— Set task —
Restate all the material verbatim, except for the pictures.

----- Data lines

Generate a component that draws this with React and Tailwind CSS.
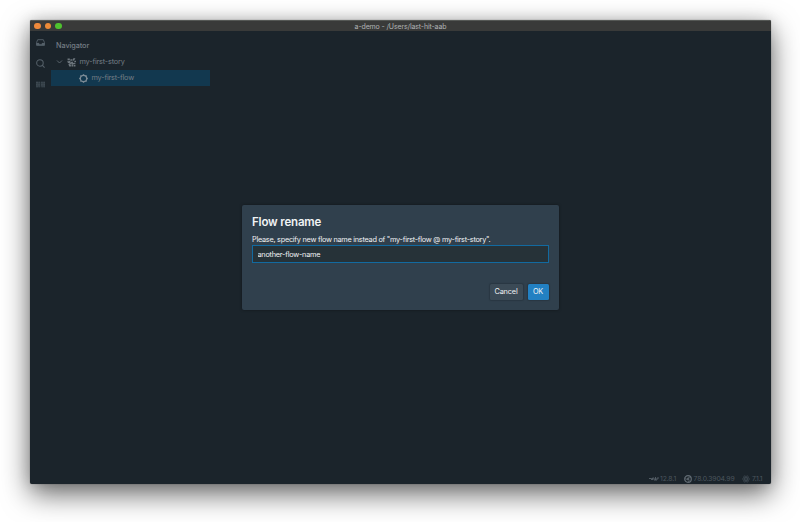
import React from 'react';

function InboxIcon() {
  return (
    <svg className="h-[9px] w-[9px]" viewBox="0 0 16 16" fill="none" stroke="#56616a" strokeWidth="1.6">
      <path d="M3 3h10l2 5v5H1V8z" />
      <path d="M1 9h4l1 2h4l1-2h4v4H1z" fill="#56616a" strokeWidth="0.5" />
    </svg>
  );
}

function SearchIcon() {
  return (
    <svg className="h-[9px] w-[9px]" viewBox="0 0 16 16" fill="none" stroke="#56616a" strokeWidth="1.8">
      <circle cx="7" cy="7" r="5.8" />
      <path d="m11 11 4.3 4.3" />
    </svg>
  );
}

function KeysIcon() {
  return (
    <svg className="h-[9px] w-[9px]" viewBox="0 0 16 16" fill="#3d4851">
      <path d="M0 3h7v10H0zM8 3h8v10H8z" opacity="0.55" />
      <path d="M0 3h4v3H0zM5 3h2v3H5zM9 3h3v3H9zM13 3h3v3h-3zM0 7h3v3H0zM4 7h3v3H4zM9 7h3v3H9zM13 7h3v3h-3zM0 11h4v2H0zM5 11h2v2H5zM10 11h2v2h-2zM13 11h3v2h-3z" />
    </svg>
  );
}

function StoryIcon() {
  return (
    <svg className="h-[9px] w-[9px]" viewBox="0 0 16 16" fill="#6d767d">
      <path d="M1 1h4v3H1zM6 2h3v3H6zM12 0l3 1-3 4-3-1zM0 6l6-1v5l-4-1zM7 7l3-1 1 3 4-1v2l-4 1-3-1-4 3-2-1 4-3zM3 13l4-1v3H4zM8 11h3v4H8zM12 12h3v3h-3zM13 5h3v2h-3z" />
    </svg>
  );
}

function FlowIcon() {
  return (
    <svg className="h-[9px] w-[9px]" viewBox="0 0 16 16" fill="none" stroke="#7d8b96">
      <circle cx="8" cy="8" r="5.6" strokeWidth="2.2" />
      <path d="M8 .3v2M8 13.7v2M.3 8h2M13.7 8h2M2.6 2.6l1.4 1.4M12 12l1.4 1.4M2.6 13.4 4 12M12 4l1.4-1.4" strokeWidth="2.4" />
    </svg>
  );
}

function NodeIcon() {
  return (
    <svg className="h-[6px] w-[10px]" viewBox="0 0 20 12" fill="none" stroke="#59636b" strokeWidth="1.8">
      <path d="M0 5h5v3M7 8V4h3v4h3V2M13 8h3V4h4" />
    </svg>
  );
}

function ChromeIcon() {
  return (
    <svg className="h-[8px] w-[8px]" viewBox="0 0 16 16" fill="none" stroke="#616b73" strokeWidth="2.4">
      <circle cx="8" cy="8" r="6.6" />
      <circle cx="8" cy="8" r="2.2" fill="#616b73" strokeWidth="1" />
      <path d="M8 4.6h6M5 9.8 2.3 5M11 9.8 8.2 14.6" strokeWidth="1.3" />
    </svg>
  );
}

function ElectronIcon() {
  return (
    <svg className="h-[8px] w-[8px]" viewBox="0 0 16 16" fill="none" stroke="#424d55" strokeWidth="1.2">
      <ellipse cx="8" cy="8" rx="7.3" ry="2.9" />
      <ellipse cx="8" cy="8" rx="7.3" ry="2.9" transform="rotate(60 8 8)" />
      <ellipse cx="8" cy="8" rx="7.3" ry="2.9" transform="rotate(120 8 8)" />
      <circle cx="8" cy="8" r="1" />
    </svg>
  );
}

function TitleBar() {
  return (
    <header className="grid h-[11px] grid-cols-[100px_1fr_100px] items-center rounded-t-[2px] border-t border-[#555855] bg-[#393a39]">
      <div className="flex gap-[4.2px] pl-[4px]">
        <i className="size-[6.5px] rounded-full bg-[#f08a3c]" />
        <i className="size-[6.5px] rounded-full bg-[#ed8b38]" />
        <i className="size-[6.5px] rounded-full bg-[#4fc22f]" />
      </div>
      <h1 className="pt-px text-center text-[7px] leading-[9px] tracking-[-0.13px] text-[#b0b2b4]">a-demo - /Users/last-hit-aab</h1>
    </header>
  );
}

function Navigator() {
  return (
    <nav className="w-[159px] text-[7.3px] tracking-[-0.18px] text-[#747d84]">
      <h2 className="pt-[9px] pl-[5px] leading-[11px] font-medium tracking-[-0.08px]">Navigator</h2>
      <div className="mt-[3px] flex h-[16px] items-center pl-[5px]">
        <svg className="mr-[4px] h-[6px] w-[7px]" viewBox="0 0 14 12" fill="none" stroke="#606a72" strokeWidth="1.8">
          <path d="m2 3 5 5 5-5" />
        </svg>
        <StoryIcon />
        <span className="ml-[3.5px] pt-px">my-first-story</span>
      </div>
      <div className="flex h-[16px] items-center bg-[#12384f] pl-[28px]">
        <FlowIcon />
        <span className="ml-[3.5px] pt-px">my-first-flow</span>
      </div>
    </nav>
  );
}

function RenameDialog() {
  return (
    <section role="dialog" className="absolute top-[185px] left-[212px] flex h-[105px] w-[317px] flex-col rounded-[2px] bg-[#30404d] px-[10px] text-[7.3px] tracking-[-0.25px] text-[#f0f3f5] shadow-[0_0_3px_rgba(0,0,0,0.4)]">
      <h2 className="pt-[10px] text-[11.5px] leading-[15px] font-semibold tracking-[-0.17px]">Flow rename</h2>
      <p className="mt-[5px] leading-[10px] whitespace-nowrap">Please, specify new flow name instead of &quot;my-first-flow @ my-first-story&quot;.</p>
      <input
        className="h-[18px] w-full border border-[#126aa0] bg-[#263238] px-[4.5px] pt-px text-[7.3px] tracking-[-0.23px] text-[#f0f3f5] outline-none"
        defaultValue="another-flow-name"
      />
      <div className="mt-[21px] flex justify-end gap-[5px] pr-[0.5px] tracking-[-0.15px]">
        <button className="h-[16px] w-[33px] rounded-[1.5px] bg-[#3b4a56] pt-px shadow-[0_0_1px_1px_rgba(16,22,26,0.2)]">Cancel</button>
        <button className="h-[16px] w-[21px] rounded-[1.5px] bg-[#2280c2] pt-px shadow-[0_0_1px_1px_rgba(16,22,26,0.2)]">OK</button>
      </div>
    </section>
  );
}

export default function App() {
  return (
    <div className="h-[522px] w-[800px] overflow-hidden bg-white px-[30px] pt-[20px] font-['Inter','Liberation_Sans',sans-serif]">
      <main className="relative flex h-[464px] w-[741px] flex-col rounded-[2px] bg-[#1b242b] shadow-[0_10px_28px_rgba(0,0,0,0.6),0_0_14px_rgba(0,0,0,0.12),0_0_1px_rgba(0,0,0,0.6)]">
        <TitleBar />
        <div className="flex flex-1">
          <aside className="flex w-[21px] flex-col items-center gap-[12px] pt-[7px]">
            <InboxIcon />
            <SearchIcon />
            <KeysIcon />
          </aside>
          <Navigator />
        </div>
        <footer className="flex h-[11px] items-center justify-end gap-[8px] pr-[8.5px] text-[6.8px] tracking-[-0.15px] text-[#4c565e]">
          <span className="flex items-center gap-[1.5px]"><NodeIcon /><span className="pt-px">12.8.1</span></span>
          <span className="flex items-center gap-[1.5px]"><ChromeIcon /><span className="pt-px">78.0.3904.99</span></span>
          <span className="flex items-center gap-[1.5px]"><ElectronIcon /><span className="pt-px">7.1.1</span></span>
        </footer>
        <RenameDialog />
      </main>
    </div>
  );
}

----------

— Response to the task —
Generate a component that draws this with React and Tailwind CSS.
import React from 'react';

function InboxIcon() {
  return (
    <svg className="h-[9px] w-[9px]" viewBox="0 0 16 16" fill="none" stroke="#56616a" strokeWidth="1.6">
      <path d="M3 3h10l2 5v5H1V8z" />
      <path d="M1 9h4l1 2h4l1-2h4v4H1z" fill="#56616a" strokeWidth="0.5" />
    </svg>
  );
}

function SearchIcon() {
  return (
    <svg className="h-[9px] w-[9px]" viewBox="0 0 16 16" fill="none" stroke="#56616a" strokeWidth="1.8">
      <circle cx="7" cy="7" r="5.8" />
      <path d="m11 11 4.3 4.3" />
    </svg>
  );
}

function KeysIcon() {
  return (
    <svg className="h-[9px] w-[9px]" viewBox="0 0 16 16" fill="#3d4851">
      <path d="M0 3h7v10H0zM8 3h8v10H8z" opacity="0.55" />
      <path d="M0 3h4v3H0zM5 3h2v3H5zM9 3h3v3H9zM13 3h3v3h-3zM0 7h3v3H0zM4 7h3v3H4zM9 7h3v3H9zM13 7h3v3h-3zM0 11h4v2H0zM5 11h2v2H5zM10 11h2v2h-2zM13 11h3v2h-3z" />
    </svg>
  );
}

function StoryIcon() {
  return (
    <svg className="h-[9px] w-[9px]" viewBox="0 0 16 16" fill="#6d767d">
      <path d="M1 1h4v3H1zM6 2h3v3H6zM12 0l3 1-3 4-3-1zM0 6l6-1v5l-4-1zM7 7l3-1 1 3 4-1v2l-4 1-3-1-4 3-2-1 4-3zM3 13l4-1v3H4zM8 11h3v4H8zM12 12h3v3h-3zM13 5h3v2h-3z" />
    </svg>
  );
}

function FlowIcon() {
  return (
    <svg className="h-[9px] w-[9px]" viewBox="0 0 16 16" fill="none" stroke="#7d8b96">
      <circle cx="8" cy="8" r="5.6" strokeWidth="2.2" />
      <path d="M8 .3v2M8 13.7v2M.3 8h2M13.7 8h2M2.6 2.6l1.4 1.4M12 12l1.4 1.4M2.6 13.4 4 12M12 4l1.4-1.4" strokeWidth="2.4" />
    </svg>
  );
}

function NodeIcon() {
  return (
    <svg className="h-[6px] w-[10px]" viewBox="0 0 20 12" fill="none" stroke="#59636b" strokeWidth="1.8">
      <path d="M0 5h5v3M7 8V4h3v4h3V2M13 8h3V4h4" />
    </svg>
  );
}

function ChromeIcon() {
  return (
    <svg className="h-[8px] w-[8px]" viewBox="0 0 16 16" fill="none" stroke="#616b73" strokeWidth="2.4">
      <circle cx="8" cy="8" r="6.6" />
      <circle cx="8" cy="8" r="2.2" fill="#616b73" strokeWidth="1" />
      <path d="M8 4.6h6M5 9.8 2.3 5M11 9.8 8.2 14.6" strokeWidth="1.3" />
    </svg>
  );
}

function ElectronIcon() {
  return (
    <svg className="h-[8px] w-[8px]" viewBox="0 0 16 16" fill="none" stroke="#424d55" strokeWidth="1.2">
      <ellipse cx="8" cy="8" rx="7.3" ry="2.9" />
      <ellipse cx="8" cy="8" rx="7.3" ry="2.9" transform="rotate(60 8 8)" />
      <ellipse cx="8" cy="8" rx="7.3" ry="2.9" transform="rotate(120 8 8)" />
      <circle cx="8" cy="8" r="1" />
    </svg>
  );
}

function TitleBar() {
  return (
    <header className="grid h-[11px] grid-cols-[100px_1fr_100px] items-center rounded-t-[2px] border-t border-[#555855] bg-[#393a39]">
      <div className="flex gap-[4.2px] pl-[4px]">
        <i className="size-[6.5px] rounded-full bg-[#f08a3c]" />
        <i className="size-[6.5px] rounded-full bg-[#ed8b38]" />
        <i className="size-[6.5px] rounded-full bg-[#4fc22f]" />
      </div>
      <h1 className="pt-px text-center text-[7px] leading-[9px] tracking-[-0.13px] text-[#b0b2b4]">a-demo - /Users/last-hit-aab</h1>
    </header>
  );
}

function Navigator() {
  return (
    <nav className="w-[159px] text-[7.3px] tracking-[-0.18px] text-[#747d84]">
      <h2 className="pt-[9px] pl-[5px] leading-[11px] font-medium tracking-[-0.08px]">Navigator</h2>
      <div className="mt-[3px] flex h-[16px] items-center pl-[5px]">
        <svg className="mr-[4px] h-[6px] w-[7px]" viewBox="0 0 14 12" fill="none" stroke="#606a72" strokeWidth="1.8">
          <path d="m2 3 5 5 5-5" />
        </svg>
        <StoryIcon />
        <span className="ml-[3.5px] pt-px">my-first-story</span>
      </div>
      <div className="flex h-[16px] items-center bg-[#12384f] pl-[28px]">
        <FlowIcon />
        <span className="ml-[3.5px] pt-px">my-first-flow</span>
      </div>
    </nav>
  );
}

function RenameDialog() {
  return (
    <section role="dialog" className="absolute top-[185px] left-[212px] flex h-[105px] w-[317px] flex-col rounded-[2px] bg-[#30404d] px-[10px] text-[7.3px] tracking-[-0.25px] text-[#f0f3f5] shadow-[0_0_3px_rgba(0,0,0,0.4)]">
      <h2 className="pt-[10px] text-[11.5px] leading-[15px] font-semibold tracking-[-0.17px]">Flow rename</h2>
      <p className="mt-[5px] leading-[10px] whitespace-nowrap">Please, specify new flow name instead of &quot;my-first-flow @ my-first-story&quot;.</p>
      <input
        className="h-[18px] w-full border border-[#126aa0] bg-[#263238] px-[4.5px] pt-px text-[7.3px] tracking-[-0.23px] text-[#f0f3f5] outline-none"
        defaultValue="another-flow-name"
      />
      <div className="mt-[21px] flex justify-end gap-[5px] pr-[0.5px] tracking-[-0.15px]">
        <button className="h-[16px] w-[33px] rounded-[1.5px] bg-[#3b4a56] pt-px shadow-[0_0_1px_1px_rgba(16,22,26,0.2)]">Cancel</button>
        <button className="h-[16px] w-[21px] rounded-[1.5px] bg-[#2280c2] pt-px shadow-[0_0_1px_1px_rgba(16,22,26,0.2)]">OK</button>
      </div>
    </section>
  );
}

export default function App() {
  return (
    <div className="h-[522px] w-[800px] overflow-hidden bg-white px-[30px] pt-[20px] font-['Inter','Liberation_Sans',sans-serif]">
      <main className="relative flex h-[464px] w-[741px] flex-col rounded-[2px] bg-[#1b242b] shadow-[0_10px_28px_rgba(0,0,0,0.6),0_0_14px_rgba(0,0,0,0.12),0_0_1px_rgba(0,0,0,0.6)]">
        <TitleBar />
        <div className="flex flex-1">
          <aside className="flex w-[21px] flex-col items-center gap-[12px] pt-[7px]">
            <InboxIcon />
            <SearchIcon />
            <KeysIcon />
          </aside>
          <Navigator />
        </div>
        <footer className="flex h-[11px] items-center justify-end gap-[8px] pr-[8.5px] text-[6.8px] tracking-[-0.15px] text-[#4c565e]">
          <span className="flex items-center gap-[1.5px]"><NodeIcon /><span className="pt-px">12.8.1</span></span>
          <span className="flex items-center gap-[1.5px]"><ChromeIcon /><span className="pt-px">78.0.3904.99</span></span>
          <span className="flex items-center gap-[1.5px]"><ElectronIcon /><span className="pt-px">7.1.1</span></span>
        </footer>
        <RenameDialog />
      </main>
    </div>
  );
}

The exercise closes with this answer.